A detailed study of 2S 0114+650 with the Rossi X-ray Timing Explorer

• Published in: Monthly notices of the Royal Astronomical Society Vol. 389; no. 2; pp. 608 - 628
• Main Authors: Farrell, S. A., Sood, R. K., O'Neill, P. M., Dieters, S.
• Format: Journal Article
• Language: English
• Published: Oxford, UK Blackwell Publishing Ltd 11.09.2008; Blackwell Science; Oxford University Press
• Subjects: accretion; accretion discs; Accretion disks; accretion, accretion discs; Astronomy; Double stars; Earth, ocean, space; Exact sciences and technology; Neutrons; Pulsars; pulsars: individual: 2S 0114+650; stars: neutron; X-ray astronomy; X-rays: binaries; X-rays: binaries; accretion, accretion discs; pulsars: individual: 2S 0114+650; stars: neutron; RXTE satellite; Neutron stars; Accretion; Accretion rate; Variability; Binary X ray source; Cosmic x-ray sources; Column density; Accretion disks; Neutral hydrogen; X-ray binary stars; Supergiant stars; X ray pulsar; Power law
• ISSN: 0035-8711; 1365-2966
• DOI: 10.1111/j.1365-2966.2008.13588.x

We present the results of a detailed study of the high-mass X-ray binary 2S 0114+650 made with the pointed instruments onboard the Rossi X-ray Timing Explorer. The spectral and temporal behaviour of this source was examined over the pulse, orbital and superorbital time-scales, covering ∼2 cycles of the 30.7 d superorbital modulation. Marginal evidence for variability of the power-law photon index over the pulse period was identified, similar to that observed from other X-ray pulsars. If this variability is real it can be attributed to a varying viewing geometry of the accretion region with the spin of the neutron star. Variability of the neutral hydrogen column density over the orbital period was observed, which we attribute to the line-of-sight motion of the neutron star through the dense circumstellar environment.
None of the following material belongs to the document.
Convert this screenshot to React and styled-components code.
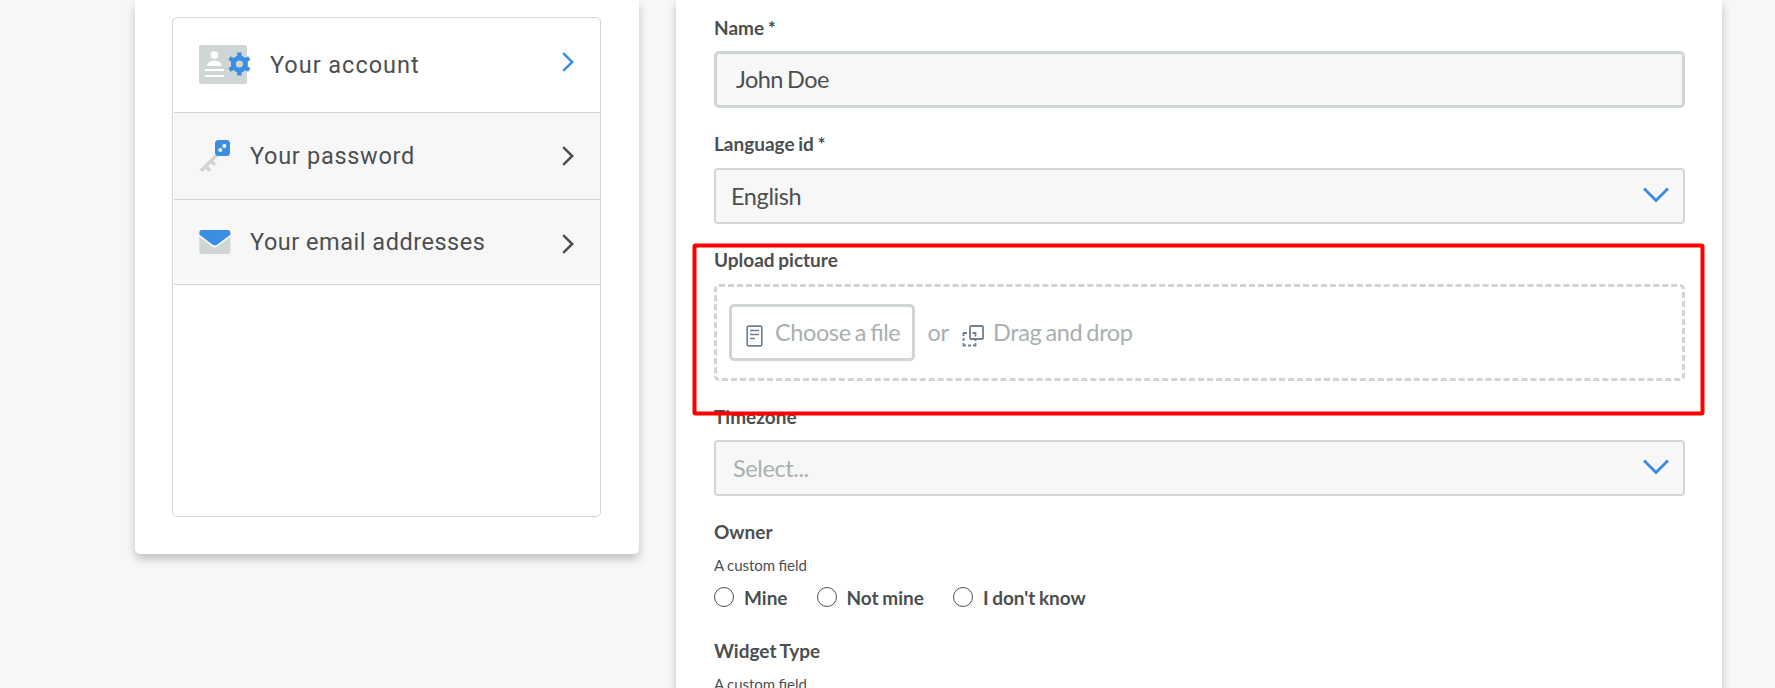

A reduction in the power-law photon index was observed during the orbital maximum, which we speculate is due to the absorption effects as the neutron star passes behind a heavily absorbing region near the base of the supergiant companion's wind. No significant variability of the column density was observed over the superorbital period, indicating that variable obscuration by a precessing warp in an accretion disc is not the mechanism behind the superorbital modulation. In contrast, a significant increase in the power-law photon index was observed during the superorbital minimum. We conclude that the observed superorbital modulation is tied to variability in the mass accretion rate due to some as yet unidentified mechanism.